A non-technical friend of mine recently asked me if there was some way to find out when a page on the Web was last updated. My initial response was to check “File->Properties” in IE, but I quickly realized that this is not at all helpful. I tried checking the source code of a few pages, but most didn’t have the update date embedded anywhere.
Is this actually a retrievable piece of information, or is there no way to tell when a web page was last updated without having access to the server on which it is stored?
This is assuming, of course, that the web page does not go out of their way to post the date or display it using some fancy tag/Java/etc.
Unfortunately, you are at the mercy of the developer of the web site in question. It’s considered netiquette to post that information at the top or bottom of your page, but thats all voluntary. Some HTML editors may time code the work, but once again not all.
You can try to look up the directory listing of the page, but most sites are configured to block you from the directory contents.
So I’d say, no.
(Though a lot of search engines use ‘spiders’ to catalogue websites and they need to know if a webpage has changed recently. Maybe if you search through a site on Google, they can figure when a page was updated last.)

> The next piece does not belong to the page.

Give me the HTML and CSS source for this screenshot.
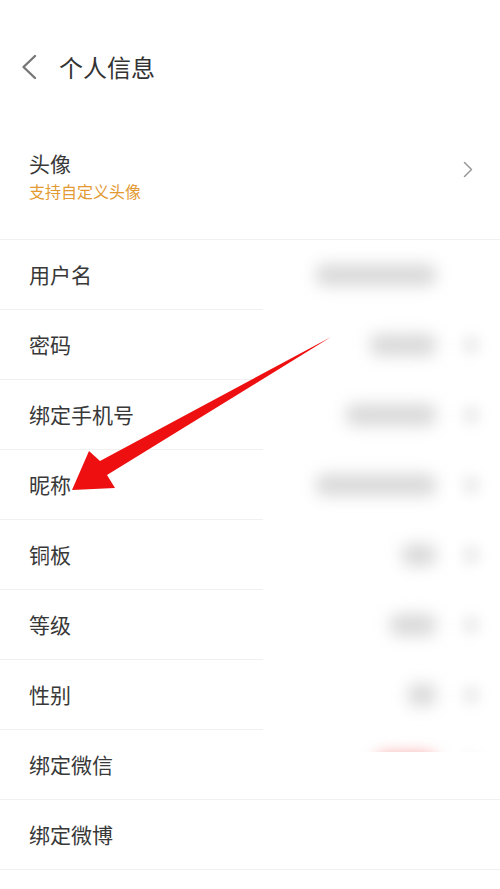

The browser must have a way to find out, since it has ways to “synchronize” your “offline” content.
I’m sure you can get the browser to give you the info.
It may only give you the info if you ask for the download, though, in which case you no longer care, since you’ve bought the overhead.
When you request a web page, extra hidden HTTP headers are sent to your browser. They contain all kinds of interesting information like the date “Last-modified”. Here is a list: http://www.w3.org/Protocols/HTTP/Object_Headers.html Developers can also add their own custom headers according to the specifications. Unless the web page developer displays this info on the page, you’ll have to use a bit of code to read the last-modified date. I’m assuming this is beyond the scope of the OP, so I won’t post any code here. If it’s really important, email me, and I’ll whip up a code snippet. The headers that your browser receives are entirely dependent on the web server hosting the files. For example, pages that produce dynamic content, like Active Server Pages, do not send the date stamp to the client browser, because that information is (mostly) irrelevant.
Try View>Page Info in Netscape. The bottom pane will show you the value of the Last Modified field that the server gave you (as described by evilhanz). This only works on pages where it works. On the rest there is no way to find out the last modifed date if it’s not explicitly given.
FYI, Soul of the Machine, the way the browser synchronizes is to send a “conditional GET” request to the server. This just says “get this page if it’s been modified since this date”. The browser knows the date on the stored copy of the page that it has, and just asks whether it’s changed since then. It doesn’t need to know the date the page changed.
And of course, you have no idea if the date is correct. Since the date is a 32bit number, one interesting proposal I read suggested using it to track website visitors (browser sends document date back to site to check for new versions).
Each visitor is sent a different date, uniquely identifying them even if they block cookies, and are using a proxy.
If the site has a visitor counter, will it register as being updated every time someone visits?